Inaugural 4th Grade Capstone Program Concludes

Collegiate School 4th Graders presented creative ideas for a Lower School learning garden this afternoon as the culmination of their grade-level capstone program, Envision Collegiate.
In its pilot year, the program centered around the Responsible Citizenship pillar of sustainability. Students used the Lower School garden as their focus for learning about collaborative design and developing their communication and leadership skills.

For the past two days, under the supervision of Academic Dean Susan Droke, Director of Responsible Citizenship Clare Sisisky and Capstone Coordinator and 4th Grade teacher Carolyn Villanueva, the 4th Graders immersed themselves in the design thinking process to address the challenge “How might we design a learning garden for our school community?”

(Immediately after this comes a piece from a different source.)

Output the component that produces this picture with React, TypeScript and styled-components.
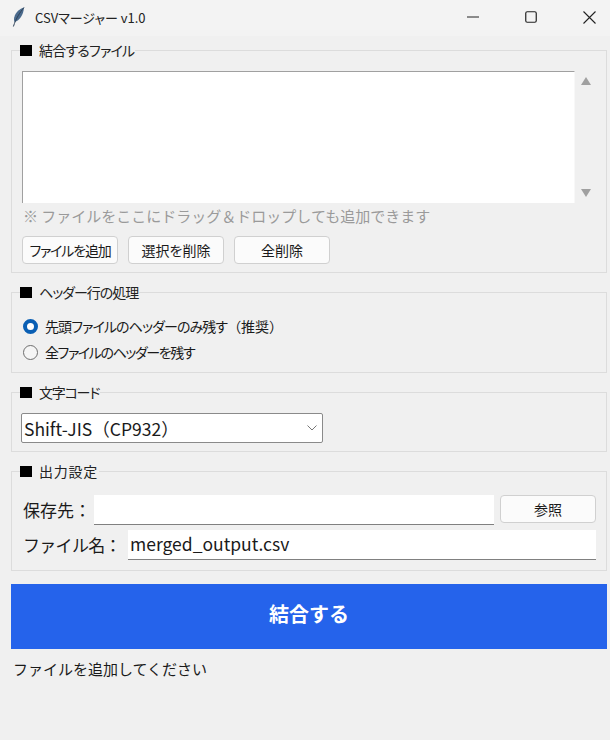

On Monday, they ventured to Richmond-area learning garden sites to get ideas for re-inventing the Lower School garden. On Tuesday, they interviewed teachers, students and administrators to ask for their input, then brainstormed how their gardens should look. This morning, the group worked on prototypes of their creations and finalized their plans.

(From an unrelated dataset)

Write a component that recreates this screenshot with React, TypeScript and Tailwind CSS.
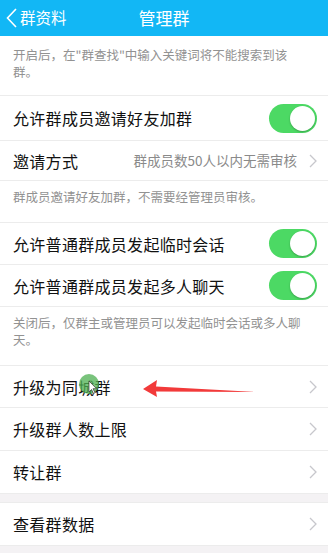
import React from "react";

const FONT = { fontFamily: '"Noto Sans CJK SC", "Noto Sans", sans-serif' };

function Chevron() {
  return (
    <svg width="8" height="14" viewBox="0 0 8 14" className="shrink-0">
      <path d="M1 1l6 6-6 6" fill="none" stroke="#c7c7cc" strokeWidth="1.3" />
    </svg>
  );
}

function Toggle() {
  return (
    <div className="relative w-[48px] h-[29px] rounded-full bg-[#4cd964] shrink-0">
      <div className="absolute right-[2px] top-[2px] w-[25px] h-[25px] rounded-full bg-white shadow-[0_1px_2px_rgba(0,0,0,0.25)]" />
    </div>
  );
}

function Row({
  label,
  right,
  h = "h-[42px]",
  border = true,
}: {
  label: string;
  right: React.ReactNode;
  h?: string;
  border?: boolean;
}) {
  return (
    <div
      className={`flex items-center justify-between pl-[13px] pr-[11px] bg-white ${h} ${
        border ? "border-b border-[#ececec]" : ""
      }`}
    >
      <span className="text-[16px] text-[#111] tracking-[0.3px]">{label}</span>
      {right}
    </div>
  );
}

function Desc({ text, h, pt = "pt-[7px]" }: { text: string; h: string; pt?: string }) {
  return (
    <div className={`bg-white pl-[13px] pr-[18px] border-b border-[#ececec] ${pt} ${h}`}>
      <p className="text-[12.5px] leading-[17px] text-[#929292]">{text}</p>
    </div>
  );
}

export default function App() {
  return (
    <div className="relative w-[328px] h-[553px] overflow-hidden bg-white" style={FONT}>
      {/* header */}
      <div className="relative h-[36px] bg-[#12b7f5] flex items-center justify-center">
        <div className="absolute left-[6px] top-0 h-full flex items-center gap-[3px]">
          <svg width="11" height="20" viewBox="0 0 11 20">
            <path d="M10 1L1.5 10 10 19" fill="none" stroke="white" strokeWidth="1.6" />
          </svg>
          <span className="text-[15.5px] text-white">群资料</span>
        </div>
        <span className="text-[17px] text-white">管理群</span>
      </div>

      <Desc
        text={'开启后，在"群查找"中输入关键词将不能搜索到该群。'}
        h="h-[60px]"
        pt="pt-[10px]"
      />

      <Row label="允许群成员邀请好友加群" h="h-[45px]" right={<Toggle />} />
      <Row
        label="邀请方式"
        h="h-[40px]"
        right={
          <div className="flex items-center gap-[12px]">
            <span className="text-[13.5px] text-[#8a8a8a]">群成员数50人以内无需审核</span>
            <Chevron />
          </div>
        }
      />
      <Desc text="群成员邀请好友加群，不需要经管理员审核。" h="h-[42px]" />

      <Row label="允许普通群成员发起临时会话" right={<Toggle />} />
      <Row label="允许普通群成员发起多人聊天" right={<Toggle />} />
      <Desc text="关闭后，仅群主或管理员可以发起临时会话或多人聊天。" h="h-[59px]" />

      <Row label="升级为同城群" right={<Chevron />} />
      <Row label="升级群人数上限" h="h-[43px]" right={<Chevron />} />
      <Row label="转让群" h="h-[42px]" border={false} right={<Chevron />} />
      <div className="h-[10px] bg-[#f4f2f4] border-t border-b border-[#ececec]" />
      <Row label="查看群数据" h="h-[43px]" right={<Chevron />} />
      <div className="h-[10px] bg-[#f4f2f4]" />

      {/* annotation overlay */}
      <svg
        className="absolute left-0 top-0 pointer-events-none"
        width="328"
        height="553"
        viewBox="0 0 328 553"
      >
        <circle cx="89" cy="384" r="10" fill="#4caf50" opacity="0.75" />
        <path
          d="M89 381 l0 11 l2.5 -2.5 l2 4 l1.5 -0.8 l-2 -4 l3.5 0 z"
          fill="white"
          stroke="#333"
          strokeWidth="0.7"
        />
        <path d="M143 389 L157 380 L156 386.5 L256 392 L156 391.5 L157 397 Z" fill="#f23a3a" />
      </svg>
    </div>
  );
}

Fourth Grader Hazel Miller felt pleased with her group’s progress on their garden prototype despite the time limitations.

“It’s going pretty well, she said a few hours before her group and others presented their ideas to parents and school administrators. “If we were really going to make it, we would make it stronger and add things like doors.”

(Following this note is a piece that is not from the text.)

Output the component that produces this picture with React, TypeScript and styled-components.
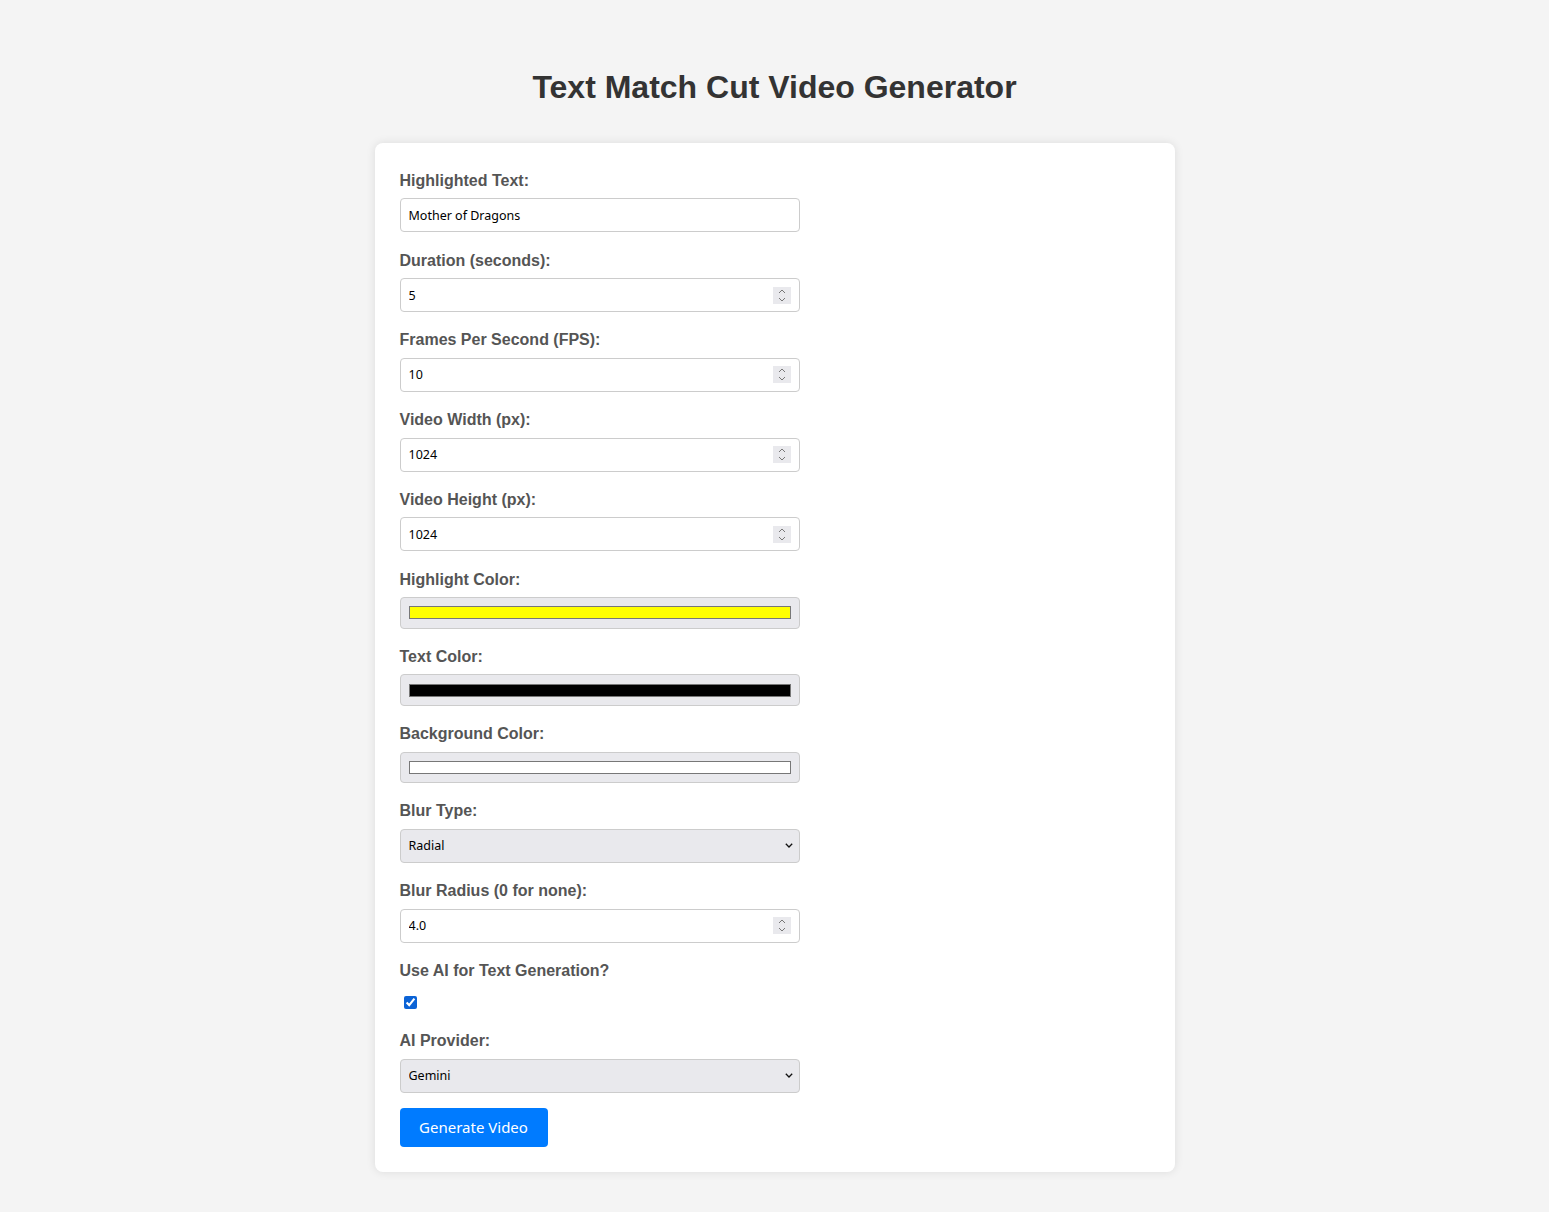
import React from "react";
import styled, { createGlobalStyle } from "styled-components";

const GlobalStyle = createGlobalStyle`
  html, body {
    margin: 0;
    padding: 0;
    background: #f4f4f4;
  }
  body {
    font-family: "Liberation Sans", Arial, sans-serif;
    color: #333;
  }
`;

const Page = styled.div`
  padding: 69px 0 40px;
`;

const Title = styled.h1`
  margin: 0 0 37.6px;
  font-size: 32px;
  line-height: 36.8px;
  font-weight: 700;
  text-align: center;
  color: #333;
`;

const Card = styled.div`
  width: 800px;
  box-sizing: border-box;
  margin: 0 auto;
  background: #fff;
  padding: 28.6px 25px 25px;
  border-radius: 8px;
  box-shadow: 0 0 10px rgba(0, 0, 0, 0.1);
`;

const Form = styled.form`
  display: flex;
  flex-direction: column;
  align-items: flex-start;
`;

const Field = styled.div<{ $last?: boolean }>`
  display: flex;
  flex-direction: column;
  align-items: flex-start;
  margin-bottom: ${(p) => (p.$last ? "15px" : "19.3px")};
`;

const Label = styled.label`
  display: block;
  font-size: 16px;
  line-height: 18.4px;
  font-weight: 700;
  color: #555;
  margin-bottom: 8px;
`;

const controlFont = `
  font-family: "Noto Sans", "Open Sans", sans-serif;
  font-size: 12.5px;
  color: #000;
`;

const TextInput = styled.input`
  width: 400px;
  height: 34px;
  box-sizing: border-box;
  padding: 0 8px;
  border: 1px solid #ccc;
  border-radius: 4px;
  background: #fff;
  outline: none;
  ${controlFont}
`;

const NumberBox = styled.div`
  width: 400px;
  height: 34px;
  box-sizing: border-box;
  display: flex;
  align-items: center;
  padding: 0 8px;
  border: 1px solid #ccc;
  border-radius: 4px;
  background: #fff;
`;

const BareInput = styled.input`
  flex: 1;
  min-width: 0;
  height: 100%;
  padding: 0;
  border: none;
  outline: none;
  background: transparent;
  ${controlFont}
`;

const Spinner = styled.span`
  display: flex;
  width: 18px;
  height: 17px;
  background: #e9e9ed;
  flex: none;
`;

const ColorInput = styled.input`
  width: 400px;
  height: 31.6px;
  box-sizing: border-box;
  padding: 8.3px 8px;
  border: 1px solid #ccc;
  border-radius: 4px;
  background: #e9e9ed;
  cursor: pointer;
  &::-webkit-color-swatch-wrapper {
    padding: 0;
  }
  &::-webkit-color-swatch {
    border: 1px solid #777;
    border-radius: 0;
  }
`;

const SelectBox = styled.div`
  width: 400px;
  height: 34px;
  box-sizing: border-box;
  display: flex;
  align-items: center;
  padding: 0 6px 0 8px;
  border: 1px solid #ccc;
  border-radius: 4px;
  background: #e9e9ed;
`;

const Select = styled.select`
  flex: 1;
  height: 100%;
  padding: 0;
  border: none;
  outline: none;
  background: transparent;
  appearance: none;
  -webkit-appearance: none;
  ${controlFont}
`;

const CheckRow = styled.div`
  height: 24.6px;
  box-sizing: border-box;
  padding-top: 8px;
  display: flex;
  align-items: flex-start;
`;

const Checkbox = styled.input`
  width: 13px;
  height: 13px;
  margin: 0 0 0 4px;
  accent-color: #0b63d6;
`;

const Button = styled.button`
  width: 148px;
  height: 39px;
  padding: 0;
  border: none;
  border-radius: 4px;
  background: #007bff;
  color: #fff;
  font-family: "Noto Sans", "Open Sans", sans-serif;
  font-size: 15px;
  cursor: pointer;
`;

const SpinIcon = () => (
  <Spinner>
    <svg width="18" height="17" viewBox="0 0 18 17">
      <polyline points="6,6 9,3 12,6" fill="none" stroke="#777" strokeWidth="1" />
      <polyline points="6,11 9,14 12,11" fill="none" stroke="#777" strokeWidth="1" />
    </svg>
  </Spinner>
);

const Chevron = () => (
  <svg width="8" height="5" viewBox="0 0 8 5">
    <polyline points="0.8,0.8 4,4 7.2,0.8" fill="none" stroke="#111" strokeWidth="1.3" />
  </svg>
);

const NumberField = ({ id, label, value }: { id: string; label: string; value: string }) => (
  <Field>
    <Label htmlFor={id}>{label}</Label>
    <NumberBox>
      <BareInput id={id} type="text" inputMode="decimal" defaultValue={value} />
      <SpinIcon />
    </NumberBox>
  </Field>
);

const ColorField = ({ id, label, value }: { id: string; label: string; value: string }) => (
  <Field>
    <Label htmlFor={id}>{label}</Label>
    <ColorInput id={id} type="color" defaultValue={value} />
  </Field>
);

const SelectField = ({
  id,
  label,
  options,
  last,
}: {
  id: string;
  label: string;
  options: string[];
  last?: boolean;
}) => (
  <Field $last={last}>
    <Label htmlFor={id}>{label}</Label>
    <SelectBox>
      <Select id={id} defaultValue={options[0]}>
        {options.map((o) => (
          <option key={o} value={o}>
            {o}
          </option>
        ))}
      </Select>
      <Chevron />
    </SelectBox>
  </Field>
);

export default function App() {
  return (
    <>
      <GlobalStyle />
      <Page>
        <Title>Text Match Cut Video Generator</Title>
        <Card>
          <Form onSubmit={(e) => e.preventDefault()}>
            <Field>
              <Label htmlFor="text">Highlighted Text:</Label>
              <TextInput id="text" type="text" defaultValue="Mother of Dragons" />
            </Field>
            <NumberField id="duration" label="Duration (seconds):" value="5" />
            <NumberField id="fps" label="Frames Per Second (FPS):" value="10" />
            <NumberField id="width" label="Video Width (px):" value="1024" />
            <NumberField id="height" label="Video Height (px):" value="1024" />
            <ColorField id="hl" label="Highlight Color:" value="#ffff00" />
            <ColorField id="tc" label="Text Color:" value="#000000" />
            <ColorField id="bg" label="Background Color:" value="#ffffff" />
            <SelectField id="blur" label="Blur Type:" options={["Radial", "Gaussian", "None"]} />
            <NumberField id="radius" label="Blur Radius (0 for none):" value="4.0" />
            <Field>
              <Label htmlFor="ai">Use AI for Text Generation?</Label>
              <CheckRow>
                <Checkbox id="ai" type="checkbox" defaultChecked />
              </CheckRow>
            </Field>
            <SelectField id="provider" label="AI Provider:" options={["Gemini", "OpenAI"]} last />
            <Button type="submit">Generate Video</Button>
          </Form>
        </Card>
      </Page>
    </>
  );
}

Mrs. Sisisky and Mrs. Droke met with parents and other guests before the student presentations to explain how the capstone’s foundation in design thinking helped the 4th Graders practice collaboration, communication and teamwork, while also also equipping them with resilience and problem-solving skills.

“The end product is not the purpose,”  Mrs. Sisisky said. “The purpose is the learning that happened over these three days.”

The student-designed gardens in Joya Sellers’ and Heather Garnett’s classrooms included features such as rain barrels, gazebos, compost bins, areas for seating, a water system incorporating sponges, a robot that could sense when plants needed watering, as well as areas for growing fruits, vegetables and plants that attract pollinators.

“The program has been a great learning experience for them,” said Ms. Sellers. “It encompassed so many of the soft skills that they need. But they feel like they are making a difference.”